受け取った金銭を引渡さなかった場合は「債務不履行」などの民事責任だけではなく、「横領」「詐欺」といった刑事責任の対象ともなるので要注意です。
そのため、ファクタリングは柔軟な審査と圧倒的なスピード感が大きな魅力である反面、支払い遅延時のリスクは融資よりも大きいと言えます。

元アドバイザーイメージ画像

融資での返済遅延であれば、金銭貸借契約の定めに伴い遅延損害金(延滞利息)が上乗せされるものの、明らかな悪意がなければ刑事責任を問われる可能性は低いです。
一方ファクタリングは債権の売買取引であるため、期日通りに引き渡しができないと詐欺行為、横領行為に該当してしまう恐れがあります。

使ってしまった場合の対処

使い込み・支払不能時の対応はファクタリング会社により様々ですが、一般的には契約違反を根拠に損害賠償金を請求するというケースがほとんどでしょう。
本来引き渡すべき売上に遅延損害金が上乗せされ、分割で損害賠償金支払いを行う旨の契約を取り交わします。

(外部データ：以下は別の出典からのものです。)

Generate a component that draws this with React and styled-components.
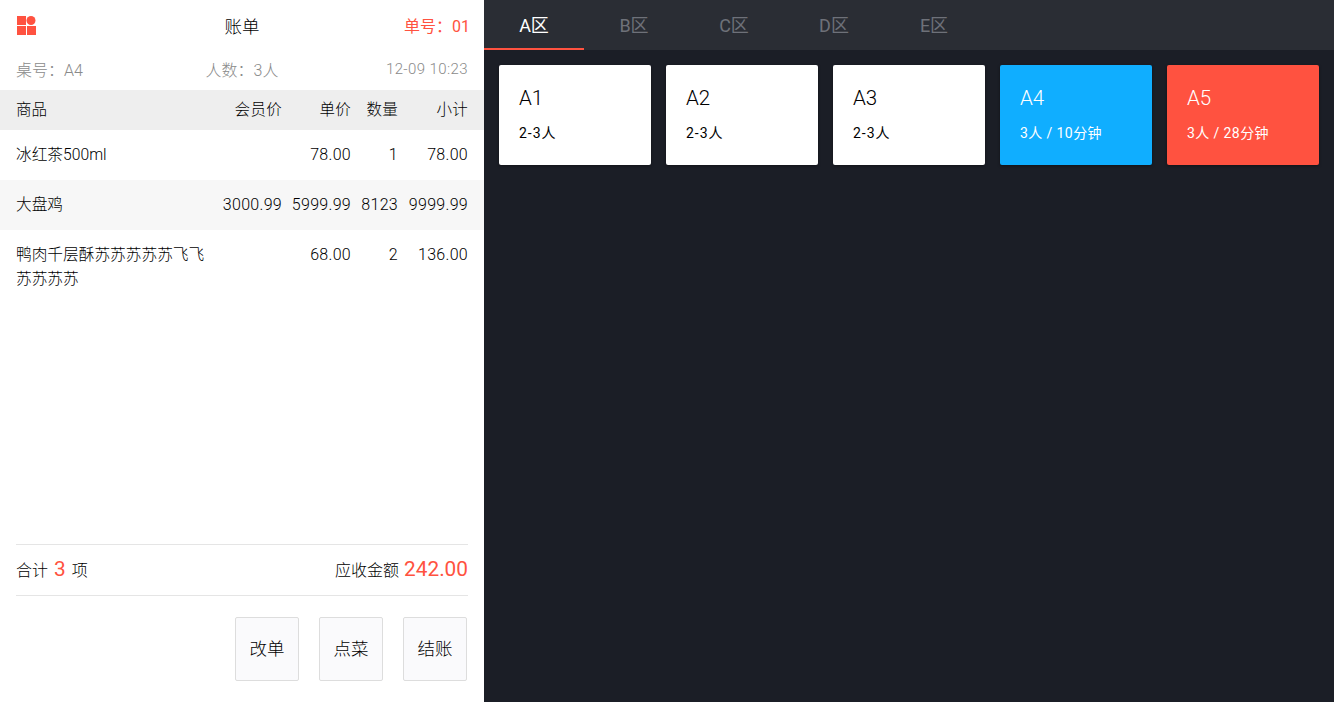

使い込み行為を詐欺・横領として刑事告訴するかはケース・バイ・ケースとなりますが、利用者が非を認め損害賠償金の支払いを受け入れる場合は当事者間だけで完結することが多いようです。
ファクタリングにはこのようなトラブルが付きものですので、事前に弁護士と提携しており、万が一音信不通や踏み倒すような対応があれば法的措置を講じる構えができています。

使い込みを逆手に取る悪質業者も

罠を仕掛ける悪徳業者

また、使い込みを利用し、実質的な融資を行う悪質ファクタリング会社も存在しています。
代表的な例が、契約までは親身な対応で顧客を懐柔し、返済が不可又は遅れると判断した途端に違法行為に踏み切るという手口です。

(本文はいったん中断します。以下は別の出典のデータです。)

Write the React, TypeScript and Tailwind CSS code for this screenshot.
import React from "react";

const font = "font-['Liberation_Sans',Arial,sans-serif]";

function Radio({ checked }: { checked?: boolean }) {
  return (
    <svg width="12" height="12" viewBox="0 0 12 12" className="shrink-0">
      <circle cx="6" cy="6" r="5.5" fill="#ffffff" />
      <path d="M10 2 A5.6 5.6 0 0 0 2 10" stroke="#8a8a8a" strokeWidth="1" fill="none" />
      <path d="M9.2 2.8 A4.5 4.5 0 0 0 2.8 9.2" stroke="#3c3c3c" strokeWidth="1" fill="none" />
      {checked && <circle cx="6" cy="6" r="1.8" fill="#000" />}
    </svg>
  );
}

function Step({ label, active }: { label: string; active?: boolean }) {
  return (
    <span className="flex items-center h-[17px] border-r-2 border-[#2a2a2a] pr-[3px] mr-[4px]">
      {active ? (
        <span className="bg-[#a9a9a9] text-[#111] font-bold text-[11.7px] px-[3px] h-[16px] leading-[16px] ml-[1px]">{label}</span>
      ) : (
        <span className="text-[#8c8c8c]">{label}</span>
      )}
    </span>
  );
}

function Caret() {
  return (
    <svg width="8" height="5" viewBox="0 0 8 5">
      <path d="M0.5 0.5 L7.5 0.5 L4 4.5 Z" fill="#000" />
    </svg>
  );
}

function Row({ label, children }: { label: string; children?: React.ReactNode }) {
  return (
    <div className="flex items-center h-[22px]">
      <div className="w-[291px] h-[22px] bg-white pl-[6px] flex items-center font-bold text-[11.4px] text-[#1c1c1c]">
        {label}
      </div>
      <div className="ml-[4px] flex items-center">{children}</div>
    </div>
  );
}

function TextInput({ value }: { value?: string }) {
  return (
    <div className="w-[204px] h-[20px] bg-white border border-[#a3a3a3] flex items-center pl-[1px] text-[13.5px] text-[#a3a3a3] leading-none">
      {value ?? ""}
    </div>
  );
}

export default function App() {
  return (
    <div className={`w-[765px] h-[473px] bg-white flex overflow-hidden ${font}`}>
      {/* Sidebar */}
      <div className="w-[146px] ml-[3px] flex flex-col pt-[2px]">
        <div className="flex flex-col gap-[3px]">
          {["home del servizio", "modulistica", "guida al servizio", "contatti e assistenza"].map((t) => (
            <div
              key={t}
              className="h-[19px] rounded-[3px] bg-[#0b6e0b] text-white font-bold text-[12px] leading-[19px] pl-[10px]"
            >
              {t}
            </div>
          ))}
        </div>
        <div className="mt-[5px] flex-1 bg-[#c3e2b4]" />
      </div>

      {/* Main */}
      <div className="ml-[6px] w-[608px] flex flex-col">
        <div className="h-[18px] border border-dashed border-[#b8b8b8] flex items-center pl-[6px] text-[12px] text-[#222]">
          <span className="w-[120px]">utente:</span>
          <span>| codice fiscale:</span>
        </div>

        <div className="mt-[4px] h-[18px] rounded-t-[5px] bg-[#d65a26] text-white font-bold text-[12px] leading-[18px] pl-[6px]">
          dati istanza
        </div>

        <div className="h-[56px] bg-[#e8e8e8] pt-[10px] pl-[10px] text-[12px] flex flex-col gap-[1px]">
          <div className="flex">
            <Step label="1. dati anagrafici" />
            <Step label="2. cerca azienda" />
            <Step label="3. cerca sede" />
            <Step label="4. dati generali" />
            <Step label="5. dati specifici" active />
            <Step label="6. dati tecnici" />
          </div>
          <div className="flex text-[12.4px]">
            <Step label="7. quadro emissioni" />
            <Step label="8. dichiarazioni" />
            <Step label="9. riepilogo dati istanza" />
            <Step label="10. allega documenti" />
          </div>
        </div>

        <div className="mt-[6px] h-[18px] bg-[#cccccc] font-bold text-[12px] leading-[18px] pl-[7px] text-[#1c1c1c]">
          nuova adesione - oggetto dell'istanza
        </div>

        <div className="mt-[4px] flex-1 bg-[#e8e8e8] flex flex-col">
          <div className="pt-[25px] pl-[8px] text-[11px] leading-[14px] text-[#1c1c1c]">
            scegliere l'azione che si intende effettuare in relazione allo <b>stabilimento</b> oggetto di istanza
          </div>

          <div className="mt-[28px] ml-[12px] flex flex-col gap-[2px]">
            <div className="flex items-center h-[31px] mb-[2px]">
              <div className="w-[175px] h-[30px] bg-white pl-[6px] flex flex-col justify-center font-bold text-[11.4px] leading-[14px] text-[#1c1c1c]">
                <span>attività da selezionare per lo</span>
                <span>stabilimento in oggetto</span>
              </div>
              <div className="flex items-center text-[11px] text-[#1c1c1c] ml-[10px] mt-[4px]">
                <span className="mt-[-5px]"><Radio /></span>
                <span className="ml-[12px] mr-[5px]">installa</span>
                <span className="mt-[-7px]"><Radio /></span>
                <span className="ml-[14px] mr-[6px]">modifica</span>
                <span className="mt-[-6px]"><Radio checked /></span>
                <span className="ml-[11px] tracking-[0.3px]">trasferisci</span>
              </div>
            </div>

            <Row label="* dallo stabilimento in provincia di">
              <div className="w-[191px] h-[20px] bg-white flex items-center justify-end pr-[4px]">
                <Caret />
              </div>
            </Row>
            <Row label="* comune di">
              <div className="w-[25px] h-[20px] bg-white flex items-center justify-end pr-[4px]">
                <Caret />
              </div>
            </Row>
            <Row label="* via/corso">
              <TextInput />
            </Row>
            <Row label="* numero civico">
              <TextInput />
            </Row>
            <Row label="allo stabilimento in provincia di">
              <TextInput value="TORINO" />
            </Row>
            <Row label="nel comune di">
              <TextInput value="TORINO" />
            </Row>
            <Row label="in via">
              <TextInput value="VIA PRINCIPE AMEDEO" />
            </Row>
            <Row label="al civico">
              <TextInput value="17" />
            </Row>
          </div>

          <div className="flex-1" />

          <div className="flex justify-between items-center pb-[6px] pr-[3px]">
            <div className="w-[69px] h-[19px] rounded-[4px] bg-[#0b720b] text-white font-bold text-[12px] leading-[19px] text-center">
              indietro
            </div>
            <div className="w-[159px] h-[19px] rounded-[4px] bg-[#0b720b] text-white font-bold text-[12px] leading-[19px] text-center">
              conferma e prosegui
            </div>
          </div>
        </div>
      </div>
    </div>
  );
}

具体的には以下のような手口が確認されていますので、注意喚起としてお役立てていただければと思います。
見分けが難しい巧妙なやり方ですが、相手の手札を知っているだけでも被害予防に繋がるので、是非契約前にご確認ください。

返済不能を見越して契約

悪徳業者(闇金業者)は、どのファクタリング会社も買取を躊躇うような曰く付きの顧客をターゲットにしています。
例えば

  • 経営不振や赤字
  • 税金滞納で差し押さえられる可能性がある
  • 複数の債権譲渡登記を打たれており、二重譲渡の危惧がある

など、買取のリスクが高い企業です。

まず、審査を融通するかわりに相場を上回る高額手数料でのファクタリング契約を提案し、顧客側が了承すれば契約書を交わします。
もちろん期日通りに売掛金の引き渡しがあればなんら問題はないのですが、期日に支払いされない場合、すぐさま損害賠償金の弁済という形に契約を切り替えます。
この際に、損害賠償金を「分割」での弁済とすることで実質的に融資同様の形態になるというカラクリです。

「100万円の債権を70万円(70%)で買取り、1年間(12回)で弁済」となれば、年利71%で貸付を行ったのと同等の儲けとなります。

元ファクタリング会社役員イメージ

売掛債権の額面に民法(債権法)で定められた年6%の遅延損害金が付加され、仮に裁判になってもファクタリング会社側は堂々と正当性を主張することが可能です。
経営不振と損害賠償の二重苦に陥る危険性もありますので、少しでも怪しいと感じたらすぐさま契約を停止、解除するようにしてください。

使い込みは絶対にやめましょう

散らばった一万円札と手錠

このように、悪意のある計画的な使い込みであると判断された場合、刑事訴追の恐れもある大変危険なリスクの高い行為です。
ファクタリングは債権の売買であり、当該債権の権利者はあくまでもファクタリング会社であるということをしっかりと認識するようにしましょう。

万が一誤って使ってしまった場合はすぐさまその旨をファクタリング会社へと伝えるようにし、指示を仰ぐようにしてください。